Is there a market where people buy and sell these mats? Absolutely. The art on a mat can make a big difference to its value, such as the two GP Vegas mats.

I’m all for buying the mat you want. And that’s it.

Every extra mat you have is just something you need to store and/or move. Don’t keep them. I’ve yet to see one rip from just being used, even if you fold it instead of roll it.

#5: Fancy deck boxes

I appreciate the art and craftsmanship of Etsy, I really do. There are some amazingly awesome things that you can get for dice, or decks, or even your whole cube.

I have to tell you, I’m hard on my Magic stuff. Boxes get put in the backpack, other things land on them, I squish it when I don’t take off my backpack when sitting on the bus…and so on. Perhaps you’re someone who takes better care of your things than I do, and if you sit down with me, unfold three trays and have everything immaculately organized, I might ask how much it was.

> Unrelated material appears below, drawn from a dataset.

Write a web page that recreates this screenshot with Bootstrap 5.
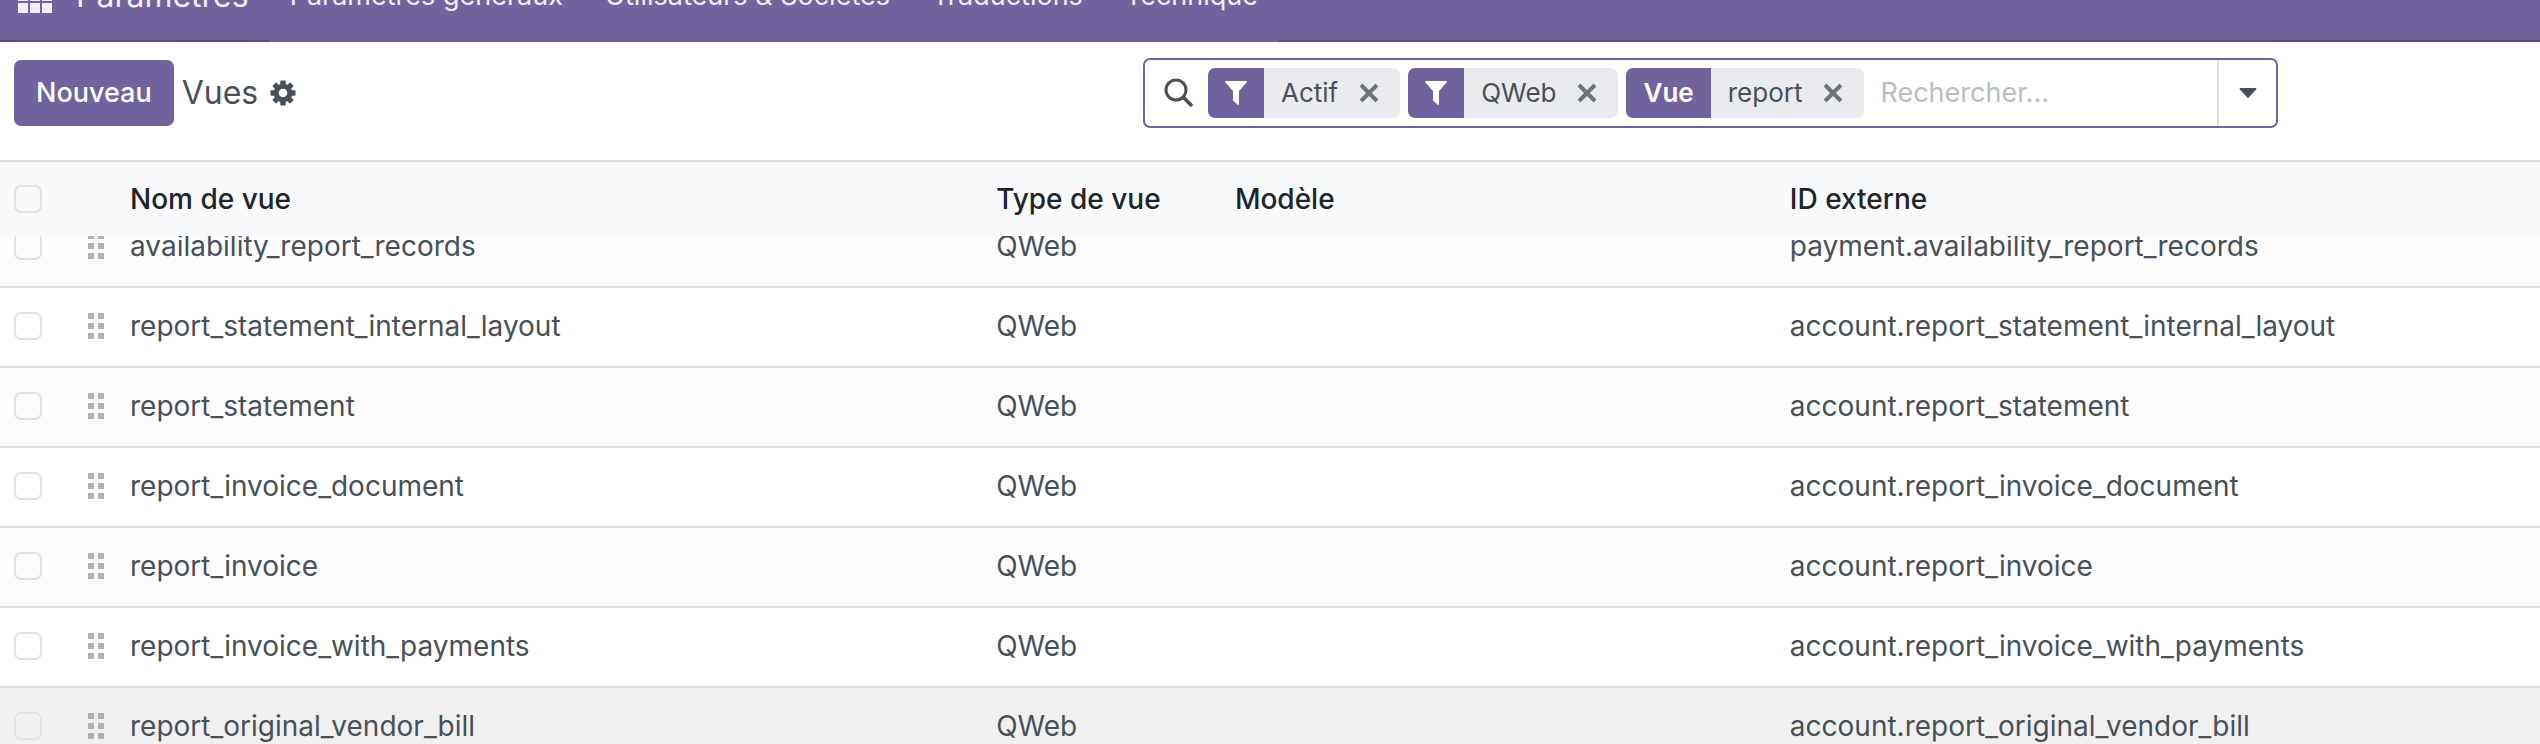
<!DOCTYPE html>
<html lang="fr">
<head>
<meta charset="utf-8">
<meta name="viewport" content="width=device-width, initial-scale=1">
<title>Vues</title>
<link href="https://cdn.jsdelivr.net/npm/bootstrap@5.3.0/dist/css/bootstrap.min.css" rel="stylesheet">
<style>
  :root { --brand: #71639e; --brand-dark: #5a4f7f; --line: #dee0e3; --ink: #495057; }
  body { font-family: Inter, "Liberation Sans", sans-serif; font-size: 27px; line-height: 36px; color: var(--ink); }
  /* top bar, scrolled partly out of view */
  .topbar { height: 42px; background: var(--brand); box-shadow: inset 0 -2px var(--brand-dark); }
  .topbar-inner { height: 92px; }
  .topbar a { color: #f1eef8; text-decoration: none; }
  .apps-link { padding: 0 24px 0 18px; }
  .app-name { font-size: 32px; padding-right: 20px; }
  .menu { background: var(--brand); }
  .menu a { padding: 0 21px; }
  .panel { height: 118px; padding-bottom: 16px; }
  .panel-left { flex: 0 0 45%; padding-left: 14px; gap: 8px; }
  .btn-new { background: var(--brand); color: #fff; font-size: 27px; line-height: 36px; font-weight: 500; padding: 15px 22px; border: 0; border-radius: 7px; }
  .btn-new:hover { background: var(--brand-dark); color: #fff; }
  .crumb { font-size: 32px; line-height: 40px; font-weight: 400; padding-right: 4px; }
  .plain-btn { background: none; border: 0; padding: 0; color: inherit; }
  .search { flex: 0 0 44.7%; min-width: 0; height: 70px; border: 2px solid var(--brand); border-radius: 7px; padding-left: 19px; }
  .search-icon { margin-right: 14px; }
  .facet { height: 50px; background: #e9ebee; border-radius: 7px; margin-right: 8px; overflow: hidden; font-size: 26px; }
  .facet-tag { background: var(--brand); color: #fff; font-weight: 600; padding: 0 17px; }
  .facet-icon { width: 56px; padding: 0; }
  .facet-text { padding-left: 17px; }
  .facet .plain-btn { padding: 0 21px; color: #6c757d; }
  .search input { width: 0; border: 0; outline: 0; background: none; min-width: 0; padding: 0 0 0 8px; color: var(--ink); font-size: 27px; }
  .search input::placeholder { color: #b9bec4; opacity: 1; }
  .search-toggle { width: 59px; border-left: 2px solid var(--line); }
  .list { min-height: 0; }
  .view-table { table-layout: fixed; border-collapse: separate; border-spacing: 0; width: 100%; }
  .view-table th { height: 76px; background: #f8f9fb; border-top: 2px solid var(--line); color: #212529; font-weight: 500; font-size: 28px; position: sticky; top: 0; z-index: 1; padding: 0 9px; }
  .view-table td { height: 80px; border-bottom: 2px solid var(--line); padding: 0 9px 2px; white-space: nowrap; font-size: 28px; }
  .view-table tbody tr:nth-child(odd) { background: #fcfcfd; }
  .view-table tbody tr.hovered { background: #f0f0f1; }
  .view-table .pick { padding-left: 14px; }
  .pick .form-check-input { display: block; float: none; width: 28px; height: 28px; margin: 0; border: 2px solid #e0e2e4; border-radius: 7px; background-color: transparent; }
  .c-pick { width: 60px; } .c-grip { width: 61px; } .c-name { width: 34.1%; } .c-type { width: 9.4%; } .c-model { width: 21.85%; }
  .view-table .grip { padding-left: 28px; }
  svg { display: block; }
</style>
</head>
<body class="vh-100 d-flex flex-column overflow-hidden bg-white">

<svg class="d-none" aria-hidden="true">
  <symbol id="i-funnel" viewBox="0 0 22 24"><path d="M1 0h20c1 0 1 1 .5 1.600L14 10v13c0 1-1 1.200-1.600.600L8.500 20c-.4-.4-.5-.7-.5-1.200V10L.5 1.600C0 1 0 0 1 0z" fill="currentColor"/></symbol>
  <symbol id="i-cross" viewBox="0 0 20 20"><path d="M2 2l16 16M18 2L2 18" stroke="currentColor" stroke-width="4" fill="none"/></symbol>
  <symbol id="i-grip" viewBox="0 0 16 26"><path d="M0 0h6v6H0zM10 0h6v6h-6zM0 10h6v6H0zM10 10h6v6h-6zM0 20h6v6H0zM10 20h6v6h-6z" fill="#adb2b7"/></symbol>
</svg>

<header class="topbar flex-shrink-0 d-flex align-items-end overflow-hidden">
  <nav class="topbar-inner flex-shrink-0 d-flex">
    <a class="apps-link d-flex align-items-center" href="#" aria-label="Applications">
      <svg width="34" height="34" viewBox="0 0 34 34" fill="#f1eef8"><path d="M0 0h10v10H0zM12 0h10v10H12zM24 0h10v10H24zM0 12h10v10H0zM12 12h10v10H12zM24 12h10v10H24zM0 24h10v10H0zM12 24h10v10H12zM24 24h10v10H24z"/></svg>
    </a>
    <a class="app-name d-flex align-items-center" href="#">Paramètres</a>
    <div class="menu d-flex align-items-center">
      <a href="#">Paramètres généraux</a>
      <a href="#">Utilisateurs &amp; Sociétés</a>
      <a href="#">Traductions</a>
      <a href="#">Technique</a>
    </div>
  </nav>
</header>

<section class="panel flex-shrink-0 d-flex align-items-center">
  <div class="panel-left d-flex align-items-center">
    <button type="button" class="btn btn-new">Nouveau</button>
    <h1 class="crumb m-0">Vues</h1>
    <button type="button" class="plain-btn" aria-label="Actions">
      <svg width="26" height="26" viewBox="-13 -13 26 26"><g fill="currentColor"><g id="teeth"><rect x="-2.700" y="-12.500" width="5.400" height="25" rx="1"/><rect x="-12.500" y="-2.700" width="25" height="5.400" rx="1"/></g><use href="#teeth" transform="rotate(45)"/><circle r="9.300"/></g><circle r="4.300" fill="#fff"/></svg>
    </button>
  </div>
  <div class="search d-flex align-items-center" role="search">
    <svg class="search-icon flex-shrink-0" width="30" height="30" viewBox="0 0 30 30" fill="none" stroke="currentColor" stroke-width="3"><circle cx="12" cy="12" r="10"/><path d="M19 19l9 9" stroke-width="3.500"/></svg>
    <div class="facet flex-shrink-0 d-flex align-items-stretch">
      <span class="facet-tag facet-icon d-flex align-items-center justify-content-center"><svg width="22" height="24"><use href="#i-funnel"/></svg></span>
      <span class="facet-text d-flex align-items-center">Actif</span>
      <button type="button" class="plain-btn" aria-label="Retirer Actif"><svg width="20" height="20"><use href="#i-cross"/></svg></button>
    </div>
    <div class="facet flex-shrink-0 d-flex align-items-stretch">
      <span class="facet-tag facet-icon d-flex align-items-center justify-content-center"><svg width="22" height="24"><use href="#i-funnel"/></svg></span>
      <span class="facet-text d-flex align-items-center">QWeb</span>
      <button type="button" class="plain-btn" aria-label="Retirer QWeb"><svg width="20" height="20"><use href="#i-cross"/></svg></button>
    </div>
    <div class="facet flex-shrink-0 d-flex align-items-stretch">
      <span class="facet-tag d-flex align-items-center">Vue</span>
      <span class="facet-text d-flex align-items-center">report</span>
      <button type="button" class="plain-btn" aria-label="Retirer report"><svg width="20" height="20"><use href="#i-cross"/></svg></button>
    </div>
    <input class="flex-grow-1" type="text" placeholder="Rechercher..." aria-label="Rechercher">
    <button type="button" class="plain-btn search-toggle align-self-stretch d-flex align-items-center justify-content-center flex-shrink-0" aria-label="Options de recherche">
      <svg width="18" height="10" viewBox="0 0 18 10"><path d="M1.500 0h15q1.500 0 .7 1.200L10 9.300q-1 1-2 0L.8 1.200Q0 0 1.500 0z" fill="currentColor"/></svg>
    </button>
  </div>
</section>

<main class="list flex-grow-1 overflow-hidden" id="list">
  <table class="view-table">
    <colgroup><col class="c-pick"><col class="c-grip"><col class="c-name"><col class="c-type"><col class="c-model"><col></colgroup>
    <thead>
      <tr><th class="pick"><input class="form-check-input" type="checkbox" aria-label="Tout sélectionner"></th><th></th><th>Nom de vue</th><th>Type de vue</th><th>Modèle</th><th>ID externe</th></tr>
    </thead>
    <tbody>
      <tr><td class="pick"><input class="form-check-input" type="checkbox" aria-label="Sélectionner"></td><td class="grip"><svg width="16" height="26"><use href="#i-grip"/></svg></td><td>availability_report_records</td><td>QWeb</td><td></td><td>payment.availability_report_records</td></tr>
      <tr><td class="pick"><input class="form-check-input" type="checkbox" aria-label="Sélectionner"></td><td class="grip"><svg width="16" height="26"><use href="#i-grip"/></svg></td><td>report_statement_internal_layout</td><td>QWeb</td><td></td><td>account.report_statement_internal_layout</td></tr>
      <tr><td class="pick"><input class="form-check-input" type="checkbox" aria-label="Sélectionner"></td><td class="grip"><svg width="16" height="26"><use href="#i-grip"/></svg></td><td>report_statement</td><td>QWeb</td><td></td><td>account.report_statement</td></tr>
      <tr><td class="pick"><input class="form-check-input" type="checkbox" aria-label="Sélectionner"></td><td class="grip"><svg width="16" height="26"><use href="#i-grip"/></svg></td><td>report_invoice_document</td><td>QWeb</td><td></td><td>account.report_invoice_document</td></tr>
      <tr><td class="pick"><input class="form-check-input" type="checkbox" aria-label="Sélectionner"></td><td class="grip"><svg width="16" height="26"><use href="#i-grip"/></svg></td><td>report_invoice</td><td>QWeb</td><td></td><td>account.report_invoice</td></tr>
      <tr><td class="pick"><input class="form-check-input" type="checkbox" aria-label="Sélectionner"></td><td class="grip"><svg width="16" height="26"><use href="#i-grip"/></svg></td><td>report_invoice_with_payments</td><td>QWeb</td><td></td><td>account.report_invoice_with_payments</td></tr>
      <tr class="hovered"><td class="pick"><input class="form-check-input" type="checkbox" aria-label="Sélectionner"></td><td class="grip"><svg width="16" height="26"><use href="#i-grip"/></svg></td><td>report_original_vendor_bill</td><td>QWeb</td><td></td><td>account.report_original_vendor_bill</td></tr>
    </tbody>
  </table>
</main>

<script src="https://cdn.jsdelivr.net/npm/bootstrap@5.3.0/dist/js/bootstrap.bundle.min.js"></script>
<script>
  // the list opens slightly scrolled, its header stays in place
  document.getElementById('list').scrollTop = 28;
</script>
</body>
</html>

Mostly, you’ll be like the rest of us and have a stack of different things and be mostly put together, and be able to do so for far less money. Deck boxes are useful but replaceable for cheap, on the rare instances that they break. These are also often giveaways at a GP or other event, and if you want to personalize them, I suggest a layer of primer first.

 

 

Look, I’m not trying to make you feel bad about stuff you’ve bought that brings you joy. You’ll notice I left off binders and backpacks/bags from this list, because you’ll find what you need quite easily. Sleeves as well–I turn mine over frequently.

What I want to stop you from doing is spending money on stuff you don’t need to spend money on. Spend your money on all sorts of cards, just don’t go buying accessories that aren’t as needed.